Probate & Small Estates

Settling Estates After the Death of a loved One

The death of a loved one is a hard thing to go through. People need time to grieve, while still left to finalize their loved one’s affairs. Joe Kaufman and his team are dedicated to helping our clients sort out these affairs. Here are a few things to consider and investigate following the death of a loved one:

  • What are the names of the decedent’s surviving next of kin (i.e. a spouse, children, parents, siblings). Depending on survivorship, these individuals are considered as heirs of the estate. Heirs are notified of any estate proceeding.
  • What assets were owned solely by the decedent? For example, who is listed on the deed to real property, the titles to vehicles, owner on bank accounts, beneficiaries on investment and retirement accounts? The solely owned assets may be subject to a probate or small estate proceeding to legally transfer ownership to those entitled.
  • Did the decedent have a Will? If so, this is considered a testate estate and its beneficiaries are considered as devisees. The court will always try and honor the terms of a legally executed Will unless the devisees of the Will agree otherwise. The court will allow distribution of the assets once all creditor and tax matters are resolved. Devisees are notified of any estate proceeding.
  • If the decedent did not have a Will, this is considered an intestate estate.
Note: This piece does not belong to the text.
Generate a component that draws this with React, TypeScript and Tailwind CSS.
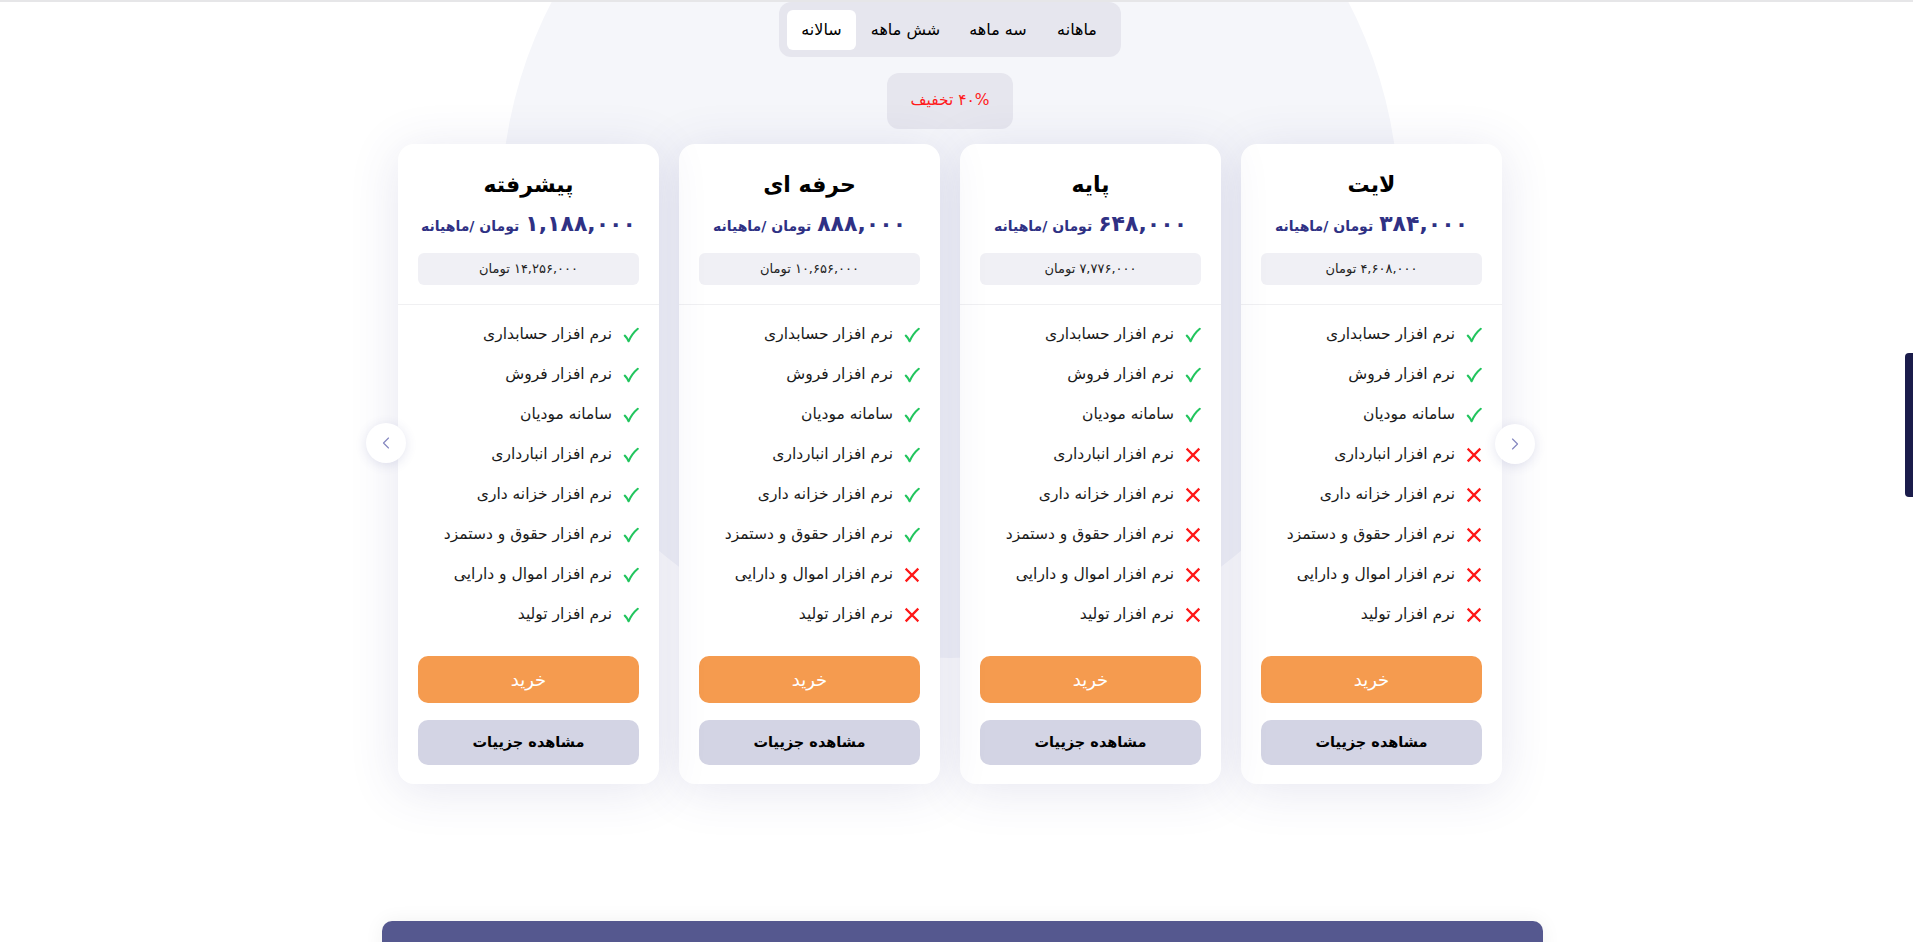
import { ChevronLeft, ChevronRight } from "lucide-react";

type Plan = {
  title: string;
  price: string;
  yearly: string;
  included: number;
};

const features = [
  "نرم افزار حسابداری",
  "نرم افزار فروش",
  "سامانه مودیان",
  "نرم افزار انبارداری",
  "نرم افزار خزانه داری",
  "نرم افزار حقوق و دستمزد",
  "نرم افزار اموال و دارایی",
  "نرم افزار تولید",
];

// order is right to left (page is rtl)
const plans: Plan[] = [
  { title: "لایت", price: "۳۸۴,۰۰۰", yearly: "۴,۶۰۸,۰۰۰", included: 3 },
  { title: "پایه", price: "۶۴۸,۰۰۰", yearly: "۷,۷۷۶,۰۰۰", included: 3 },
  { title: "حرفه ای", price: "۸۸۸,۰۰۰", yearly: "۱۰,۶۵۶,۰۰۰", included: 6 },
  { title: "پیشرفته", price: "۱,۱۸۸,۰۰۰", yearly: "۱۴,۲۵۶,۰۰۰", included: 8 },
];

const tabs = [
  { label: "ماهانه", width: "w-[72px]" },
  { label: "سه ماهه", width: "w-[86px]" },
  { label: "شش ماهه", width: "w-[99px]" },
  { label: "سالانه", width: "w-[69px]" },
];

function CheckIcon() {
  return (
    <svg width="16" height="16" viewBox="0 0 16 16" className="shrink-0">
      <path
        d="M1.8 8.6 Q4 10.6 5.6 14.2 Q9.2 6.4 14.8 1.8"
        fill="none"
        stroke="#22c55e"
        strokeWidth="2.1"
        strokeLinecap="round"
        strokeLinejoin="round"
      />
    </svg>
  );
}

function CrossIcon() {
  return (
    <svg width="16" height="16" viewBox="0 0 16 16" className="shrink-0">
      <path
        d="M2.5 2.5 L13.5 13.5 M13.5 2.5 L2.5 13.5"
        fill="none"
        stroke="#ff1616"
        strokeWidth="2.3"
        strokeLinecap="square"
      />
    </svg>
  );
}

function PlanCard({ plan }: { plan: Plan }) {
  return (
    <article className="flex w-[261px] flex-col rounded-2xl bg-white pb-[19px] pt-[27px] shadow-[0_6px_50px_rgba(60,62,140,0.13)]">
      <h3 className="text-center text-[22px] font-bold leading-[28px] text-black">
        {plan.title}
      </h3>
      <p className="mt-[8px] flex items-baseline justify-center gap-[6px] text-[#2f3184]">
        <span className="text-[22px] font-bold leading-[34px] tracking-[-1px]">
          {plan.price}
        </span>
        <span className="text-[14px] font-bold">تومان /ماهیانه</span>
      </p>
      <div className="mx-5 mt-[12px] flex h-[32px] items-center justify-center rounded-md bg-[#f0f0f5] text-[13px] text-[#222]">
        {plan.yearly} تومان
      </div>
      <div className="mt-[19px] h-px bg-[#f0f0f2]" />
      <ul className="mt-[10px] flex flex-col px-5">
        {features.map((f, i) => (
          <li key={f} className="flex h-[40px] items-center gap-[11px]">
            {i < plan.included ? <CheckIcon /> : <CrossIcon />}
            <span className="text-[15.5px] text-[#1a1a1a]">{f}</span>
          </li>
        ))}
      </ul>
      <button className="mx-5 mt-[21px] h-[47px] rounded-[10px] bg-[#f59b4f] text-[18px] text-white">
        خرید
      </button>
      <button className="mx-5 mt-[17px] h-[45px] rounded-[10px] bg-[#d3d4e4] text-[14.5px] font-bold text-black">
        مشاهده جزییات
      </button>
    </article>
  );
}

export default function App() {
  return (
    <div
      dir="rtl"
      className="relative h-[942px] w-full overflow-hidden bg-white font-['DejaVu_Sans',sans-serif]"
    >
      {/* background circle */}
      <div className="absolute left-[501px] top-[-240px] h-[898px] w-[898px] rounded-full bg-[#f5f6fa]" />

      <div className="relative h-[2px] w-full bg-[#e6e6e8]" />

      <div className="relative flex w-full flex-col items-center pr-[13px]">
        <div className="flex h-[55px] items-start rounded-xl bg-[#e6e6ee] p-2">
          {tabs.map((t) => (
            <button
              key={t.label}
              className={[
                "flex h-[40px] items-center justify-center rounded-md text-[16px] text-black",
                t.width,
                t.label === "سالانه" ? "bg-white" : "",
              ].join(" ")}
            >
              {t.label}
            </button>
          ))}
        </div>

        <div className="mt-4 flex h-[56px] w-[126px] items-center justify-center rounded-xl bg-[#e6e6ee] text-[15.5px] text-[#ff1a1a]">
          ۴۰% تخفیف
        </div>

        <div className="relative mt-[15px]">
          <div className="flex gap-5">
            {plans.map((p) => (
              <PlanCard key={p.title} plan={p} />
            ))}
          </div>
          <button className="absolute right-[-33px] top-[280px] flex h-10 w-10 items-center justify-center rounded-full bg-white shadow-[0_2px_12px_rgba(60,62,140,0.14)]">
            <ChevronRight size={20} strokeWidth={1.4} color="#8587c0" />
          </button>
          <button className="absolute left-[-32px] top-[279px] flex h-10 w-10 items-center justify-center rounded-full bg-white shadow-[0_2px_12px_rgba(60,62,140,0.14)]">
            <ChevronLeft size={20} strokeWidth={1.4} color="#8587c0" />
          </button>
        </div>
      </div>

      <div className="relative mt-[137px] flex w-full justify-center pl-[11px]">
        <div className="h-[60px] w-[1161px] rounded-t-[10px] bg-[#55588f] shadow-[0_0_20px_rgba(0,0,0,0.06)]" />
      </div>

      <div className="absolute right-0 top-[353px] h-[144px] w-[8px] rounded-l-[4px] bg-[#1b1c4b]" />
    </div>
  );
}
This means that any remaining at distribution will be equally divided among the decedent’s heirs, unless they agree otherwise.
  • What are the known creditors of the estate? Are there outstanding loans, credit card bills, medical bills, support obligations, etc.? They will need to be notified of the decedent’s death.

Estate proceedings are put in place by law not only to protect the heirs and devisees interest in an estate but also to protect the rights of creditors who may be owed money at the time of the person’s death. Joe Kaufman can answer questions to help determine how to settle your loved one’s affairs.

The value of the estate determines what, if any, estate proceeding is necessary. A small estate proceeding is a little less complicated, and an Affiant swears to satisfy all creditor and tax matters. A formal probate is overseen by the court, a personal representative and an attorney. There are more required actions in a formal probate.